For Stephen Castree at Equinoxe Alternative Investment Services, the relationship with the custodian/prime broker has shifted as many of the traditional prime brokers have reduced their consulting groups. “This often requires the administrator to act in a consulting manner as well as a purely administrative manner in assisting the manager in the launch process, however the level of this need varies manager to manager and between the custodians/prime brokers,” he says.

Independence between custodian and administrator will become a much more important requirement for many investors, believes Hans Hufschmid at GlobeOp. “The more checks and balances, the better,” he adds.

“We see current regulatory pressure having the potential to require independent fund administration, for example where the administration is done in house,” says Paul Stillabower at HSBC Securities Services. Although the custody of assets has historically been the domain of the prime broker, over the medium to long term, “we feel that the custody and administration will become bundled services, since it will be difficult for any supplier to fully discharge their fiduciary responsibilities without performing both services,” predicts Stillabower.

“The custody is important to service providers to enable them to provide credit/leverage. The administration, on the other hand, is critical to see the total picture of the fund and detect early warning signs of problems with the fund.

“In the long term in particular, it is difficult to see a space for either independent administrators or monoline custodians, neither of which have the balance sheets to participate fully in this business,” he notes.

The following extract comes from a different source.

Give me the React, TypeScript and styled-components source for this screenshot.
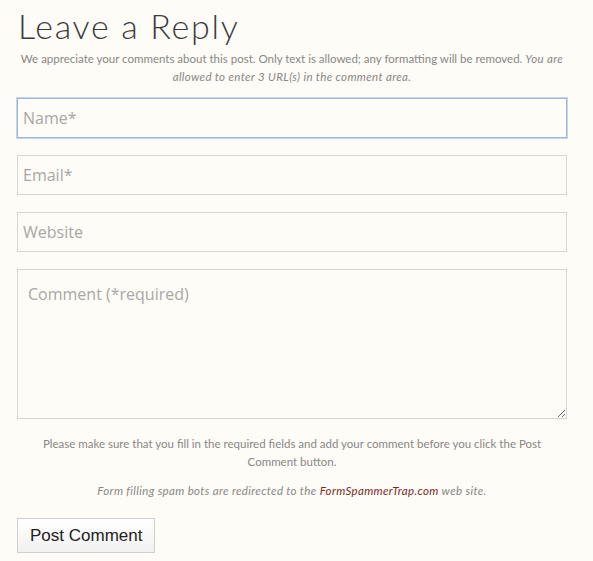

For Joseph Truelove at Kleinwort Benson the relationship between administrator and custodian needs to be a strong one. “At Kleinwort Benson we can offer both services,” he notes, adding that the company is also happy to work with other administrators and custodians where the client wants separate legal entities performing these roles. This is a requirement of many South African fund promoters, he says.

Many of the alternative funds under administration, except, for example, funds of hedge funds and long/short equity funds, do not require a formal custodian, says Martin Tolcher at Legis Fund Services. “Increasingly, clients look for the administrator to manage the relationship with the custodian, and the administrator may well be involved in selecting the custodian, thus enhancing the importance of such relationships,” he adds.

At Omnium, John Buckley says administrators and prime brokers must work closely together to ensure that trades are properly received and reconciled on a regular basis. “As more hedge funds have moved to a multi-prime environment, administrators must ensure their processes and systems support this paradigm,” he points out.

Hedge funds are now relying less on single prime brokerage and are appointing a number of custodians in order to reduce counterparty risk, notes Liam McNiffe at Bank of Ireland Securities Services. “Data exchange for ease of automated trade interfaces and reconciliation will be the key driver in the development of this relationship,” he says.

“Experience has shown in events like Madoff that relationships between administrators and custodians will change,” advises Jonathan White at Viteos Fund Services. “Fund administrators will be much more wary of working with custodians that have sub-custody agreements, making the reconciliation of assets and cash more difficult due to the quality of information that is being received by the administrator,” he predicts.

“The administrator is relying on custodian reports where they are being passed data by the sub-custodian; in this case there is potential risk that that data could be inaccurate,” he adds.